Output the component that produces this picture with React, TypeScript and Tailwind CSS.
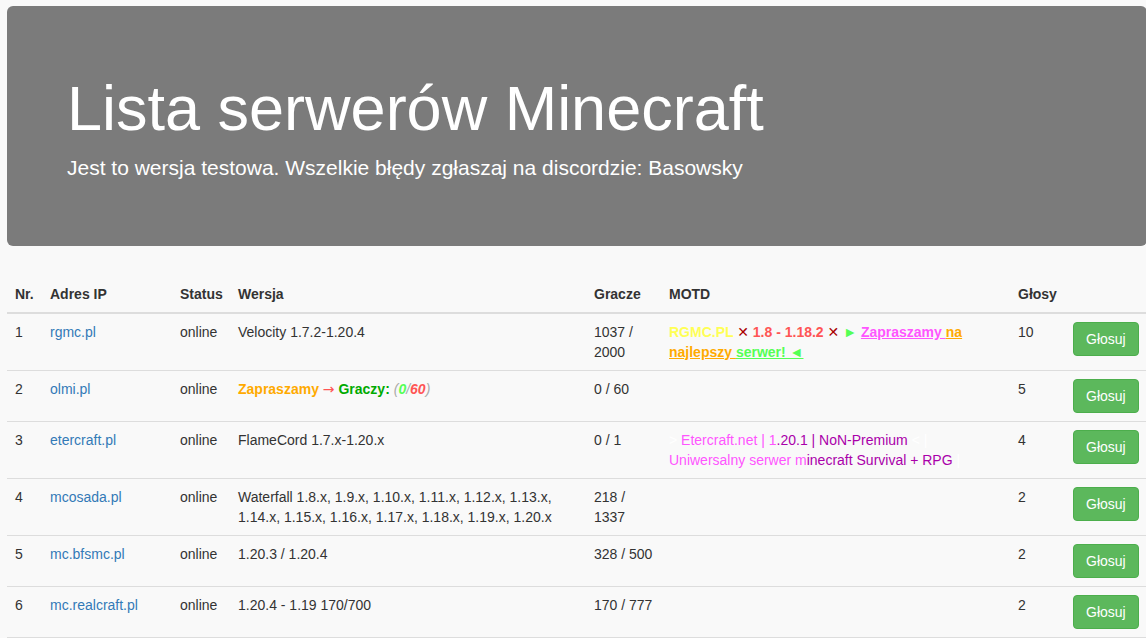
import React from 'react';

type Server = {
  nr: number;
  ip: string;
  status: string;
  version: React.ReactNode;
  players: React.ReactNode;
  motd: React.ReactNode;
  votes: number;
};

const servers: Server[] = [
  {
    nr: 1,
    ip: 'rgmc.pl',
    status: 'online',
    version: 'Velocity 1.7.2-1.20.4',
    players: (
      <>
        1037 /<br />2000
      </>
    ),
    motd: (
      <>
        <span className="font-bold text-[#ffff55]">RGMC.PL </span>
        <span className="font-bold text-[#aa0000] font-['DejaVu_Sans']">✕</span>
        <span className="font-bold text-[#ff5555]"> 1.8 - 1.18.2 </span>
        <span className="font-bold text-[#aa0000] font-['DejaVu_Sans']">✕</span>
        <span className="text-[#55ff55]"> ► </span>
        <span className="font-bold underline text-[#ff55ff]">Zapraszamy </span>
        <span className="font-bold underline text-[#ffaa00]">na najlepszy </span>
        <span className="font-bold underline text-[#55ff55]">serwer! ◄</span>
      </>
    ),
    votes: 10,
  },
  {
    nr: 2,
    ip: 'olmi.pl',
    status: 'online',
    version: (
      <>
        <span className="font-bold text-[#ffaa00]">Zapraszamy</span>
        <span className="text-[#ff5555]">
          {' '}
          <span className="font-['DejaVu_Sans']">→</span>{' '}
        </span>
        <span className="font-bold text-[#00aa00]">Graczy: </span>
        <span className="italic text-[#aaaaaa]">(</span>
        <span className="italic font-bold text-[#55ff55]">0</span>
        <span className="italic text-[#aaaaaa]">/</span>
        <span className="italic font-bold text-[#ff5555]">60</span>
        <span className="italic text-[#aaaaaa]">)</span>
      </>
    ),
    players: '0 / 60',
    motd: null,
    votes: 5,
  },
  {
    nr: 3,
    ip: 'etercraft.pl',
    status: 'online',
    version: 'FlameCord 1.7.x-1.20.x',
    players: '0 / 1',
    motd: (
      <>
        <span className="text-white">&gt; </span>
        <span className="text-[#ff55ff]">Etercraft.net | 1</span>
        <span className="text-[#aa00aa]">.20.1 | NoN-Premium</span>
        <span className="text-white"> &lt; |</span>
        <br />
        <span className="text-[#ff55ff]">Uniwersalny serwer m</span>
        <span className="text-[#aa00aa]">inecraft Survival + RPG</span>
        <span className="text-white"> |</span>
      </>
    ),
    votes: 4,
  },
  {
    nr: 4,
    ip: 'mcosada.pl',
    status: 'online',
    version:
      'Waterfall 1.8.x, 1.9.x, 1.10.x, 1.11.x, 1.12.x, 1.13.x, 1.14.x, 1.15.x, 1.16.x, 1.17.x, 1.18.x, 1.19.x, 1.20.x',
    players: (
      <>
        218 /<br />1337
      </>
    ),
    motd: null,
    votes: 2,
  },
  {
    nr: 5,
    ip: 'mc.bfsmc.pl',
    status: 'online',
    version: '1.20.3 / 1.20.4',
    players: '328 / 500',
    motd: null,
    votes: 2,
  },
  {
    nr: 6,
    ip: 'mc.realcraft.pl',
    status: 'online',
    version: '1.20.4 - 1.19 170/700',
    players: '170 / 777',
    motd: null,
    votes: 2,
  },
];

export default function App() {
  return (
    <div
      className="min-h-screen bg-[#f9f9f9] text-[#333333] text-[14px] leading-[20px]"
      style={{ fontFamily: '"Liberation Sans", Arial, sans-serif' }}
    >
      <div className="pl-[7px] pt-[6px] w-[1147px]">
        {/* jumbotron */}
        <div className="bg-[#7b7b7b] rounded-[6px] px-[60px] py-[48px] mb-[30px] text-white">
          <h1 className="text-[63px] leading-[69px] mt-[20px] mb-[10px] font-normal">
            Lista serwerów Minecraft
          </h1>
          <p className="text-[21px] leading-[30px] mb-[15px] font-[300]">
            Jest to wersja testowa. Wszelkie błędy zgłaszaj na discordzie: Basowsky
          </p>
        </div>

        <table className="w-[1140px] border-collapse table-fixed">
          <colgroup>
            <col className="w-[35px]" />
            <col className="w-[130px]" />
            <col className="w-[58px]" />
            <col className="w-[356px]" />
            <col className="w-[75px]" />
            <col className="w-[349px]" />
            <col className="w-[55px]" />
            <col className="w-[82px]" />
          </colgroup>
          <thead>
            <tr className="border-b-2 border-[#dddddd]">
              {['Nr.', 'Adres IP', 'Status', 'Wersja', 'Gracze', 'MOTD', 'Głosy', ''].map((h, i) => (
                <th key={i} className="p-[8px] text-left font-bold align-bottom">
                  {h}
                </th>
              ))}
            </tr>
          </thead>
          <tbody>
            {servers.map((s) => (
              <tr key={s.nr} className="border-t border-[#dddddd]">
                <td className="p-[8px] align-top">{s.nr}</td>
                <td className="p-[8px] align-top">
                  <a href="#" className="text-[#337ab7]">
                    {s.ip}
                  </a>
                </td>
                <td className="p-[8px] align-top">{s.status}</td>
                <td className="p-[8px] align-top">{s.version}</td>
                <td className="p-[8px] align-top">{s.players}</td>
                <td className="p-[8px] align-top">{s.motd}</td>
                <td className="p-[8px] align-top">{s.votes}</td>
                <td className="p-[8px] align-top">
                  <button className="bg-[#5cb85c] border border-[#4cae4c] text-white rounded-[4px] px-[12px] py-[6px] leading-[20px]">
                    Głosuj
                  </button>
                </td>
              </tr>
            ))}
            <tr className="border-t border-[#dddddd]">
              <td colSpan={8} className="h-[40px]"></td>
            </tr>
          </tbody>
        </table>
      </div>
    </div>
  );
}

-------

> _REQUIRED WORK_: Write out the whole listing again, exactly, with no pictures.

> _RESULT OF THIS TASK_:
Output the component that produces this picture with React, TypeScript and Tailwind CSS.
import React from 'react';

type Server = {
  nr: number;
  ip: string;
  status: string;
  version: React.ReactNode;
  players: React.ReactNode;
  motd: React.ReactNode;
  votes: number;
};

const servers: Server[] = [
  {
    nr: 1,
    ip: 'rgmc.pl',
    status: 'online',
    version: 'Velocity 1.7.2-1.20.4',
    players: (
      <>
        1037 /<br />2000
      </>
    ),
    motd: (
      <>
        <span className="font-bold text-[#ffff55]">RGMC.PL </span>
        <span className="font-bold text-[#aa0000] font-['DejaVu_Sans']">✕</span>
        <span className="font-bold text-[#ff5555]"> 1.8 - 1.18.2 </span>
        <span className="font-bold text-[#aa0000] font-['DejaVu_Sans']">✕</span>
        <span className="text-[#55ff55]"> ► </span>
        <span className="font-bold underline text-[#ff55ff]">Zapraszamy </span>
        <span className="font-bold underline text-[#ffaa00]">na najlepszy </span>
        <span className="font-bold underline text-[#55ff55]">serwer! ◄</span>
      </>
    ),
    votes: 10,
  },
  {
    nr: 2,
    ip: 'olmi.pl',
    status: 'online',
    version: (
      <>
        <span className="font-bold text-[#ffaa00]">Zapraszamy</span>
        <span className="text-[#ff5555]">
          {' '}
          <span className="font-['DejaVu_Sans']">→</span>{' '}
        </span>
        <span className="font-bold text-[#00aa00]">Graczy: </span>
        <span className="italic text-[#aaaaaa]">(</span>
        <span className="italic font-bold text-[#55ff55]">0</span>
        <span className="italic text-[#aaaaaa]">/</span>
        <span className="italic font-bold text-[#ff5555]">60</span>
        <span className="italic text-[#aaaaaa]">)</span>
      </>
    ),
    players: '0 / 60',
    motd: null,
    votes: 5,
  },
  {
    nr: 3,
    ip: 'etercraft.pl',
    status: 'online',
    version: 'FlameCord 1.7.x-1.20.x',
    players: '0 / 1',
    motd: (
      <>
        <span className="text-white">&gt; </span>
        <span className="text-[#ff55ff]">Etercraft.net | 1</span>
        <span className="text-[#aa00aa]">.20.1 | NoN-Premium</span>
        <span className="text-white"> &lt; |</span>
        <br />
        <span className="text-[#ff55ff]">Uniwersalny serwer m</span>
        <span className="text-[#aa00aa]">inecraft Survival + RPG</span>
        <span className="text-white"> |</span>
      </>
    ),
    votes: 4,
  },
  {
    nr: 4,
    ip: 'mcosada.pl',
    status: 'online',
    version:
      'Waterfall 1.8.x, 1.9.x, 1.10.x, 1.11.x, 1.12.x, 1.13.x, 1.14.x, 1.15.x, 1.16.x, 1.17.x, 1.18.x, 1.19.x, 1.20.x',
    players: (
      <>
        218 /<br />1337
      </>
    ),
    motd: null,
    votes: 2,
  },
  {
    nr: 5,
    ip: 'mc.bfsmc.pl',
    status: 'online',
    version: '1.20.3 / 1.20.4',
    players: '328 / 500',
    motd: null,
    votes: 2,
  },
  {
    nr: 6,
    ip: 'mc.realcraft.pl',
    status: 'online',
    version: '1.20.4 - 1.19 170/700',
    players: '170 / 777',
    motd: null,
    votes: 2,
  },
];

export default function App() {
  return (
    <div
      className="min-h-screen bg-[#f9f9f9] text-[#333333] text-[14px] leading-[20px]"
      style={{ fontFamily: '"Liberation Sans", Arial, sans-serif' }}
    >
      <div className="pl-[7px] pt-[6px] w-[1147px]">
        {/* jumbotron */}
        <div className="bg-[#7b7b7b] rounded-[6px] px-[60px] py-[48px] mb-[30px] text-white">
          <h1 className="text-[63px] leading-[69px] mt-[20px] mb-[10px] font-normal">
            Lista serwerów Minecraft
          </h1>
          <p className="text-[21px] leading-[30px] mb-[15px] font-[300]">
            Jest to wersja testowa. Wszelkie błędy zgłaszaj na discordzie: Basowsky
          </p>
        </div>

        <table className="w-[1140px] border-collapse table-fixed">
          <colgroup>
            <col className="w-[35px]" />
            <col className="w-[130px]" />
            <col className="w-[58px]" />
            <col className="w-[356px]" />
            <col className="w-[75px]" />
            <col className="w-[349px]" />
            <col className="w-[55px]" />
            <col className="w-[82px]" />
          </colgroup>
          <thead>
            <tr className="border-b-2 border-[#dddddd]">
              {['Nr.', 'Adres IP', 'Status', 'Wersja', 'Gracze', 'MOTD', 'Głosy', ''].map((h, i) => (
                <th key={i} className="p-[8px] text-left font-bold align-bottom">
                  {h}
                </th>
              ))}
            </tr>
          </thead>
          <tbody>
            {servers.map((s) => (
              <tr key={s.nr} className="border-t border-[#dddddd]">
                <td className="p-[8px] align-top">{s.nr}</td>
                <td className="p-[8px] align-top">
                  <a href="#" className="text-[#337ab7]">
                    {s.ip}
                  </a>
                </td>
                <td className="p-[8px] align-top">{s.status}</td>
                <td className="p-[8px] align-top">{s.version}</td>
                <td className="p-[8px] align-top">{s.players}</td>
                <td className="p-[8px] align-top">{s.motd}</td>
                <td className="p-[8px] align-top">{s.votes}</td>
                <td className="p-[8px] align-top">
                  <button className="bg-[#5cb85c] border border-[#4cae4c] text-white rounded-[4px] px-[12px] py-[6px] leading-[20px]">
                    Głosuj
                  </button>
                </td>
              </tr>
            ))}
            <tr className="border-t border-[#dddddd]">
              <td colSpan={8} className="h-[40px]"></td>
            </tr>
          </tbody>
        </table>
      </div>
    </div>
  );
}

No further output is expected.